DARRINGTON, Wash. — The number of those believed missing following a deadly Washington state landslide has plummeted to 30 after many people were found safe, authorities said late Saturday.
Officials previously set the number of missing people at 90, but said they expected that figure to drop dramatically as they worked to find people and cross-referenced a list that included partial reports and duplicates.
The confirmed death toll rose by one, to 18, Jason Biermann, program manager at the Snohomish County Department of Emergency Management, said at a Saturday evening briefing.
The search by heavy equipment, dogs and bare hands for victims from the slide was going "all the way to the dirt" as crews looked for anything to provide answers for family and friends a week after a small mountainside community was destroyed.
All work on the debris field halted briefly Saturday for a moment of silence to honor those lost. Gov. Jay Inslee had asked people across Washington to pause at 10:37 a.m., the time the huge slide struck on March 22, destroying a neighborhood in the community of Oso north of Seattle.
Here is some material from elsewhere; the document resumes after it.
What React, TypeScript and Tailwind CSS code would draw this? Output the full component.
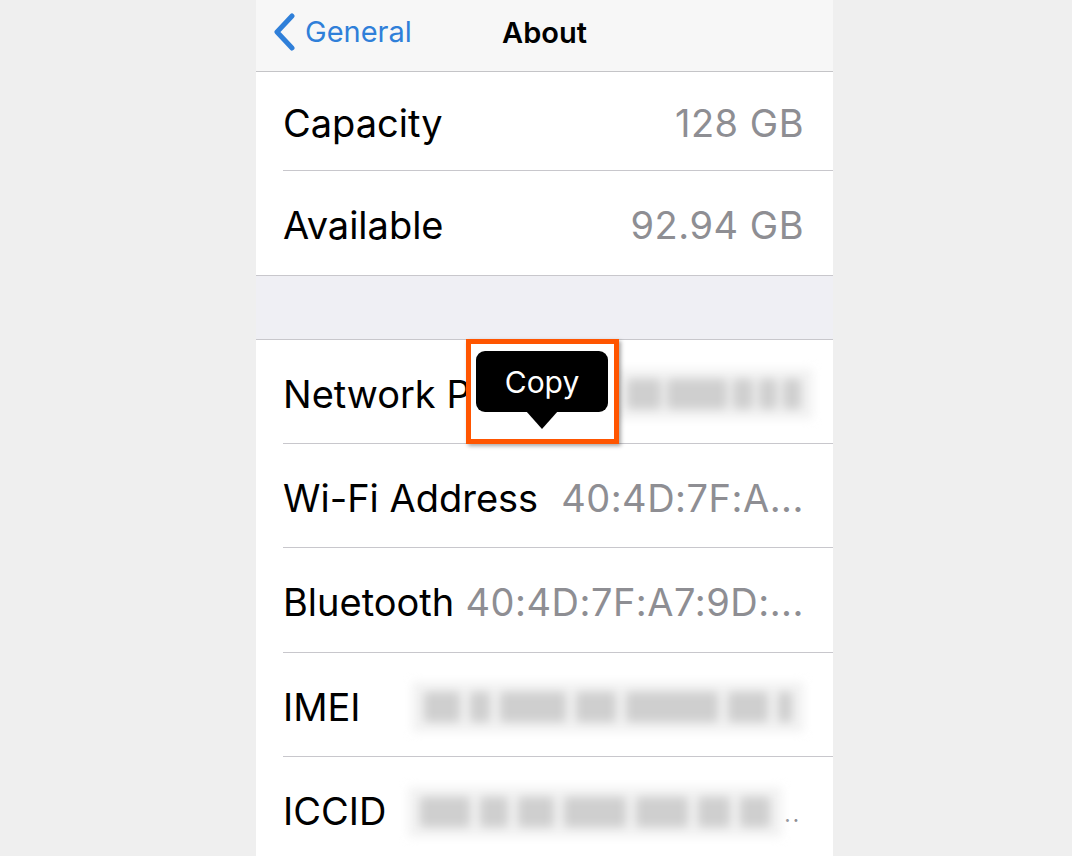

"People all over stopped work — all searchers — in honor of that moment, so people we are searching for know we are serious," Snohomish County Fire District 1 battalion chief Steve Mason said.
Dan Rankin, mayor of the nearby logging town of Darrington, said the community had been "changed forevermore."
"It's going to take a long time to heal, and the likelihood is we will probably never be whole," he said.
Finding and identifying all the victims could stretch on for a long time, and authorities warned that not everyone may be accounted for after one of the deadliest landslides in U.S. history.
Dogs working four-hour shifts have been the most useful tool, said Steve Harris, division supervisor for the eastern incident management team, but they're getting hypothermic in the rain and muck.